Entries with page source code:
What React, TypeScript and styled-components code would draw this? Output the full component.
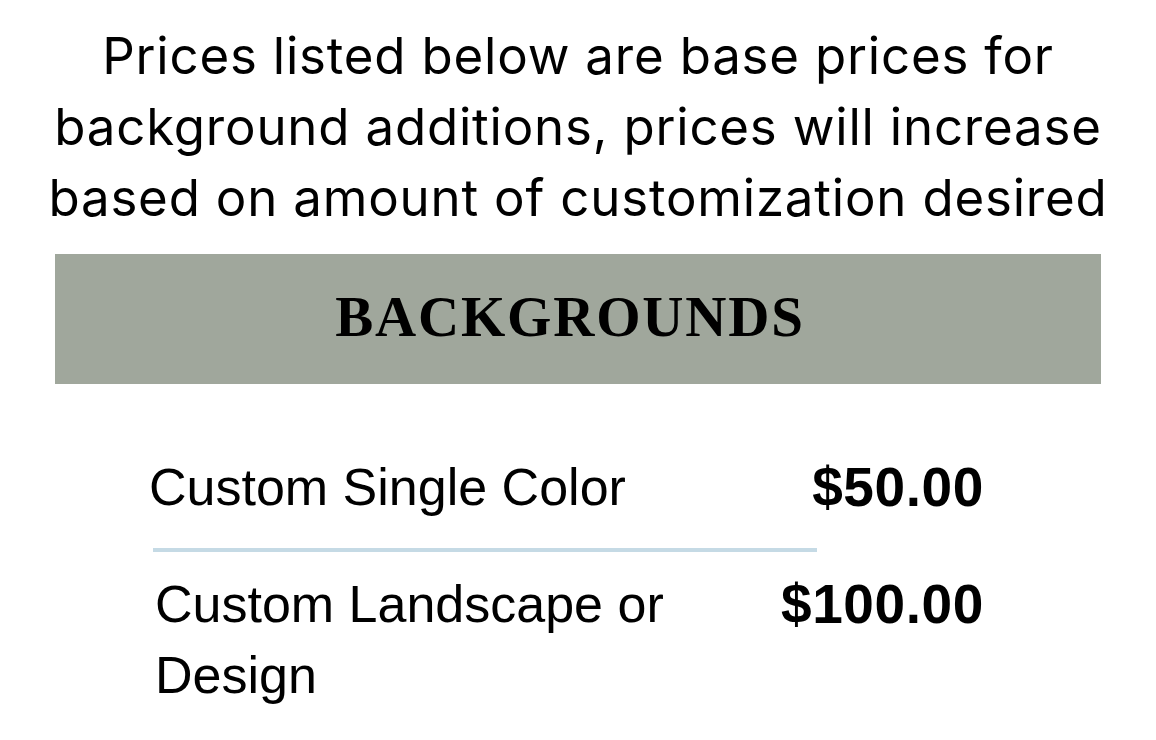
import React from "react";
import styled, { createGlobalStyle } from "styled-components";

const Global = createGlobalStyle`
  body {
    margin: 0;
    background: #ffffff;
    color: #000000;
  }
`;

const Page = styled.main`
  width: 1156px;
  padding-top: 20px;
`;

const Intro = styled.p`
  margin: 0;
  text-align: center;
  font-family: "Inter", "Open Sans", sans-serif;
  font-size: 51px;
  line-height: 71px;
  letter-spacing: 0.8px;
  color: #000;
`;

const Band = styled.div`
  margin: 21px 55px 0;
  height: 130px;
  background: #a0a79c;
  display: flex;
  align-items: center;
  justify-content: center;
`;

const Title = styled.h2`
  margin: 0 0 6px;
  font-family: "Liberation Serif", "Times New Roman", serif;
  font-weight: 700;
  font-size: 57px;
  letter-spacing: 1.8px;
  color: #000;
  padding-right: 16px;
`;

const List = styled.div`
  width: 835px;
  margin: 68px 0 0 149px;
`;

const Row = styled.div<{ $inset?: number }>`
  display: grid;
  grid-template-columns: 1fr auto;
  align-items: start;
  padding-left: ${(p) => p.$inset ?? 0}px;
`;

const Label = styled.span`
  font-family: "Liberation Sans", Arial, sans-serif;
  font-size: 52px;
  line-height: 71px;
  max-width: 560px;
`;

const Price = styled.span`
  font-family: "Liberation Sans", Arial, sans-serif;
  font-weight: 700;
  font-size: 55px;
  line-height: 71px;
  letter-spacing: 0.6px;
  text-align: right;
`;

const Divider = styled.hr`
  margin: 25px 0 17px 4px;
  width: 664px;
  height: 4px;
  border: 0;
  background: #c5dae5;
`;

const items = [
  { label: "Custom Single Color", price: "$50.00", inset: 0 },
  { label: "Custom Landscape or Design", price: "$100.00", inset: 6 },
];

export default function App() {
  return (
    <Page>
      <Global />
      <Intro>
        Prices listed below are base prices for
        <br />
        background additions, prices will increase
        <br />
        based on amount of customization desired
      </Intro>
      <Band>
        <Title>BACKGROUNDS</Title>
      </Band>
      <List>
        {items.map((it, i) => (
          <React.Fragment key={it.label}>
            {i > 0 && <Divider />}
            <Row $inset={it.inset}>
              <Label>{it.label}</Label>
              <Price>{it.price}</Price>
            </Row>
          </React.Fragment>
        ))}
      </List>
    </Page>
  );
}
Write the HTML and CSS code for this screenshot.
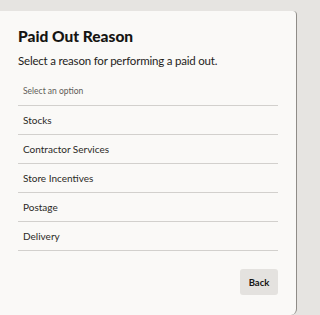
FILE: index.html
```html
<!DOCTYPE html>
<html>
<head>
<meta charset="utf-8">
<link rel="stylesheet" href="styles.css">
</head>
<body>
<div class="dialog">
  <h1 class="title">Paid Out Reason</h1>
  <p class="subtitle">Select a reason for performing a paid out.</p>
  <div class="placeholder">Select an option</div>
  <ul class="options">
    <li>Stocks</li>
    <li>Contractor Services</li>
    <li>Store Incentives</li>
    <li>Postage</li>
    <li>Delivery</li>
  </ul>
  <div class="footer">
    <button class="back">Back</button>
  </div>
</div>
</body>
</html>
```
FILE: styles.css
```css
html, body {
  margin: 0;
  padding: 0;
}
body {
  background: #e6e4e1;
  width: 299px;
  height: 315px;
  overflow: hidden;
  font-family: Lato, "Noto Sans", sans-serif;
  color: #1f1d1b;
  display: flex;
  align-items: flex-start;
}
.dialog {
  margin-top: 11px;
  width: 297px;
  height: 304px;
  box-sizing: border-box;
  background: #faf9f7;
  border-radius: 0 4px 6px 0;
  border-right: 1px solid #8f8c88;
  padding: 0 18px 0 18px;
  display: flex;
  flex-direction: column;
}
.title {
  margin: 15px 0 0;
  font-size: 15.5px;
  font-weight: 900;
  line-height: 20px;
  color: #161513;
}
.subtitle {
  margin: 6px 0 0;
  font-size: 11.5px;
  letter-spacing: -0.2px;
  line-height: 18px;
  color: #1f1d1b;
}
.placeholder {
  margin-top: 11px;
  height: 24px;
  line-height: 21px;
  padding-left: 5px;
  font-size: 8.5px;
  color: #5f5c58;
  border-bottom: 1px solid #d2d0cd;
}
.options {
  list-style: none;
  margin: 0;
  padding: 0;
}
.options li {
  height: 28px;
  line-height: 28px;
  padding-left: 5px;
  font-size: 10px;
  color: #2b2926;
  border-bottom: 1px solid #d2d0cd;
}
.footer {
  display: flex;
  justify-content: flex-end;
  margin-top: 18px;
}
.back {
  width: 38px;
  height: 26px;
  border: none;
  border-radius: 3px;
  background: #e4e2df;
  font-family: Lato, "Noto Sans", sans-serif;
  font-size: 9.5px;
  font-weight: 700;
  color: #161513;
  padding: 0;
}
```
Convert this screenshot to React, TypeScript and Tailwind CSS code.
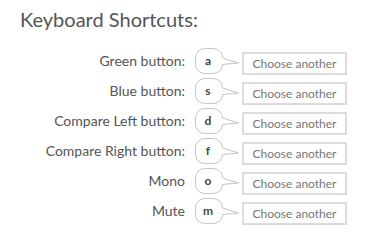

TASK: Find the number of lines in which the word "styled" occurs, and write nothing but that number.

FULL ANSWER: 11